Li Xian'ai from Nanbian Village has found dozens of skeletons on his land. He said other villagers, too, often come across bones when working their land.
The skeletons are the remains of a division of KMT soldiers, said Yu Guobin, deputy head of the cultural relics survey office of Yilin District, Yichang.
The KMT had reign over China at the time of the Japanese invasion.
They fought bravely for four years to prevent Japanese troops from reaching the war time capital, Chongqing, in southwest China.
The skeletal remains of the soldiers are scattered over an area of two hectares, he added.
"There was a field hospital here. Many soldiers were buried in a nearby cemetery if medical treatment failed," recalled 73-year-old villager Qin Debiao.
Based on historical records and tombstones, experts believe at least 3,000 soldiers of the No. 4 Reserve Division of the KMT's No.75 Corps are buried in the cemetery.
Most of the tombstones have been destroyed, though. On a hill near where the skeletons were found, a damaged stone tablet bears a inscription: "Conquer or die."
Qin and some other villagers recently signed a petition asking for a cemetery to commemorate the soldiers as martyrs be built.
"They died for us. We must preserve their remains," Li Xian'ai said.
The Yilin district government has asked the village committee to collect and preserve the remains. But possible further actions are still being discussed, Yang Yongquan, an official with the district's culture department said.
On Sept. 3, 2005, Chinese President Hu Jintao recognized the role of the KMT in fighting the Japanese aggressors. He said the KMT armies inflicted heavy losses on the Japanese invaders in several major battles.

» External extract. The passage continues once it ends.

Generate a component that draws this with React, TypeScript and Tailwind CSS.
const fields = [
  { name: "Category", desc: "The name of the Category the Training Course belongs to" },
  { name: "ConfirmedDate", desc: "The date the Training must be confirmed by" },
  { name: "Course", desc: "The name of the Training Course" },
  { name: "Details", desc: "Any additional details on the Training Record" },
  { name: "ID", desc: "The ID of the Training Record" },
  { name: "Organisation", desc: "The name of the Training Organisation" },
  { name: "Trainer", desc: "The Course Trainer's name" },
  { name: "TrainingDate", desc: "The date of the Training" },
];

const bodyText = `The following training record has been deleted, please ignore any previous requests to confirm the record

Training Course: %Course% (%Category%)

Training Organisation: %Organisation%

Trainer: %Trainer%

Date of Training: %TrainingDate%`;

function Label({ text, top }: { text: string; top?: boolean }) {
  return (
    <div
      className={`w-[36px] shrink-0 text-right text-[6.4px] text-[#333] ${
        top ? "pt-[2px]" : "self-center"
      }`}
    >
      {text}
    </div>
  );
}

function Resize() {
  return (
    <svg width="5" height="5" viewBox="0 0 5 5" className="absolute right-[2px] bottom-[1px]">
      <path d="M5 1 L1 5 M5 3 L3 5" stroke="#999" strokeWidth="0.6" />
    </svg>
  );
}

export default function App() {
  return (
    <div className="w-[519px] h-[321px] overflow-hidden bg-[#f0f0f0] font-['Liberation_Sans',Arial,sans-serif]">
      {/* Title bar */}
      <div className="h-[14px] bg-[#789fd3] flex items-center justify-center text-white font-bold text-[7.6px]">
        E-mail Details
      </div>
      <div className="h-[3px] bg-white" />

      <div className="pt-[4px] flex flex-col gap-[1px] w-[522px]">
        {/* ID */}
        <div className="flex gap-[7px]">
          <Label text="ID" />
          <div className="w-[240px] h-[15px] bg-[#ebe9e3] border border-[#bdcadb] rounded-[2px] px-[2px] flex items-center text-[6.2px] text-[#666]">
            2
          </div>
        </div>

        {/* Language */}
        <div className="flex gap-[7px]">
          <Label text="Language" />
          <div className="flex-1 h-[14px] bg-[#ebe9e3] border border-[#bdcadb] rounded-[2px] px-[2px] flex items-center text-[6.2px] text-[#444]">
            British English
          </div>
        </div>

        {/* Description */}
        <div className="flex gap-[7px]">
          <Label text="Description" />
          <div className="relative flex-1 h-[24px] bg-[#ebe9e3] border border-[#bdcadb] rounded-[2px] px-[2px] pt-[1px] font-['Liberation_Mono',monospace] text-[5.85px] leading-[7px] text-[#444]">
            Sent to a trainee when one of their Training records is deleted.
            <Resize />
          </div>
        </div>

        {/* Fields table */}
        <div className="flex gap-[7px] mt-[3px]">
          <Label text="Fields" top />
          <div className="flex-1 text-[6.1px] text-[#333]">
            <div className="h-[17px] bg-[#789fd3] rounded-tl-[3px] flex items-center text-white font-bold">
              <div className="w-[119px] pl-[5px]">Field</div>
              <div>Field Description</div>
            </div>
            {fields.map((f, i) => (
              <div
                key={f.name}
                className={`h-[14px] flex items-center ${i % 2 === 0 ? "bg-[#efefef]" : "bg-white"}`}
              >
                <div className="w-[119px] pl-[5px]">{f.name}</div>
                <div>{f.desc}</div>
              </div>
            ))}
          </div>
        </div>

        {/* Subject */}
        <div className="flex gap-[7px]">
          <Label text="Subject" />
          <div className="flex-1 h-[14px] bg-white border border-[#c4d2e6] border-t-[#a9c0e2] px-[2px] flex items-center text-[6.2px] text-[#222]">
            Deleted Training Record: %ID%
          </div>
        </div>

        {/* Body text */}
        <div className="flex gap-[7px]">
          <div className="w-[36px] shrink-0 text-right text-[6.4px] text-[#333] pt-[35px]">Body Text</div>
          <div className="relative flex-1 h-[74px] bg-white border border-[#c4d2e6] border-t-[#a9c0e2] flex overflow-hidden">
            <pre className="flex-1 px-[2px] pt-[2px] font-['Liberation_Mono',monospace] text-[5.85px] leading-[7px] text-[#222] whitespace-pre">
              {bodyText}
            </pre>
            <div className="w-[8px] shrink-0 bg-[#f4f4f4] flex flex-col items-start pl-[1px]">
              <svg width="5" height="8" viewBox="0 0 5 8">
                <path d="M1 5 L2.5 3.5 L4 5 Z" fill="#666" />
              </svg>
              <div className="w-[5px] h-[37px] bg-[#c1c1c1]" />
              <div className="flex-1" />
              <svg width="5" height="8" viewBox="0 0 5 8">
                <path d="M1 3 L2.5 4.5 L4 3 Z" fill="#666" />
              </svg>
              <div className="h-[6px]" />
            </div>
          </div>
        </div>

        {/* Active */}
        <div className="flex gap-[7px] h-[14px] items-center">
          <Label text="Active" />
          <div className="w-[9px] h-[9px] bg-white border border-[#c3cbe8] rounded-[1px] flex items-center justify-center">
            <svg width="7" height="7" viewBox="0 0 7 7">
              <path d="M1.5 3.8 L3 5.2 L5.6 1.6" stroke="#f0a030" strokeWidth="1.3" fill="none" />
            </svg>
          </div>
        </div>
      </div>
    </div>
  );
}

Many commemoration ceremonies were held for the martyrs who died fighting Japanese aggression on Friday, the 65th anniversary of China's victory in the War of Resistance against Japanese Aggression.
Changde City in central China's Hunan Province held a commemoration ceremony at the monument of the Changde Battle. Only 83 KMT soldiers of a division of more than 8,000 survived the battle, after holding back for 16 days a contingent of Japanese troops four times their size.

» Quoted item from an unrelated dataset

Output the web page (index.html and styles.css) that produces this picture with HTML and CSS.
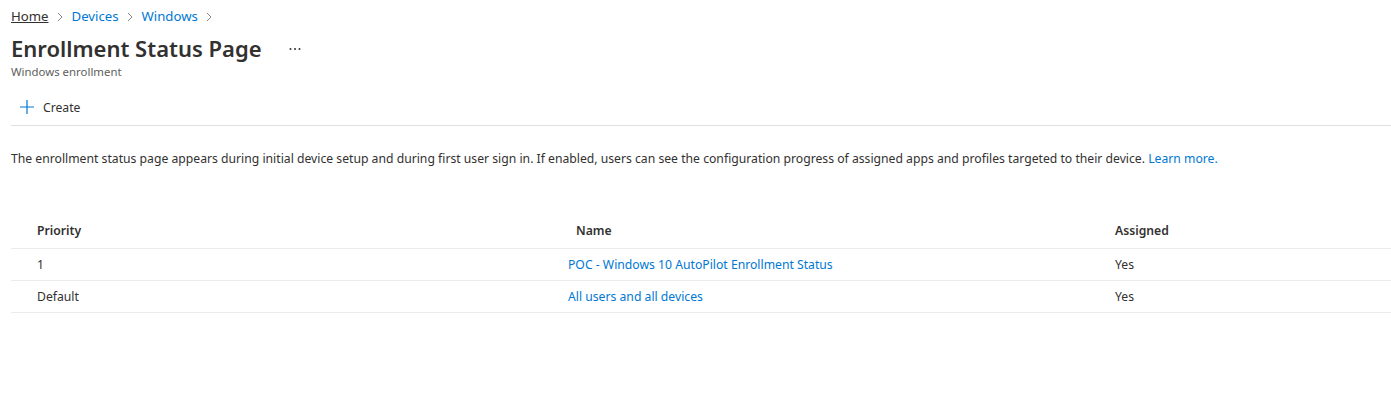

"I miss my comrades. We fought day and night in the city full of blood and bodies," Wu Song, 88, one of the survivors, told the hundreds of people, including visitors from Taiwan, who gathered at the ceremony.
In Nanjing City, capital of east China's Jiangsu Province, people gathered at the monument commemorating Chinese, U.S. and Russian air force soldiers who died fighting in the war.
Qin Penghong, 77, and his family were among the first to come. His father, Qin Shaoting, was a pilot in the KMT air force. He died in air combat in January 1945.
"I'm proud of my father. He inspires me and my family to work hard, carry out our duties and contribute to the nation," he said.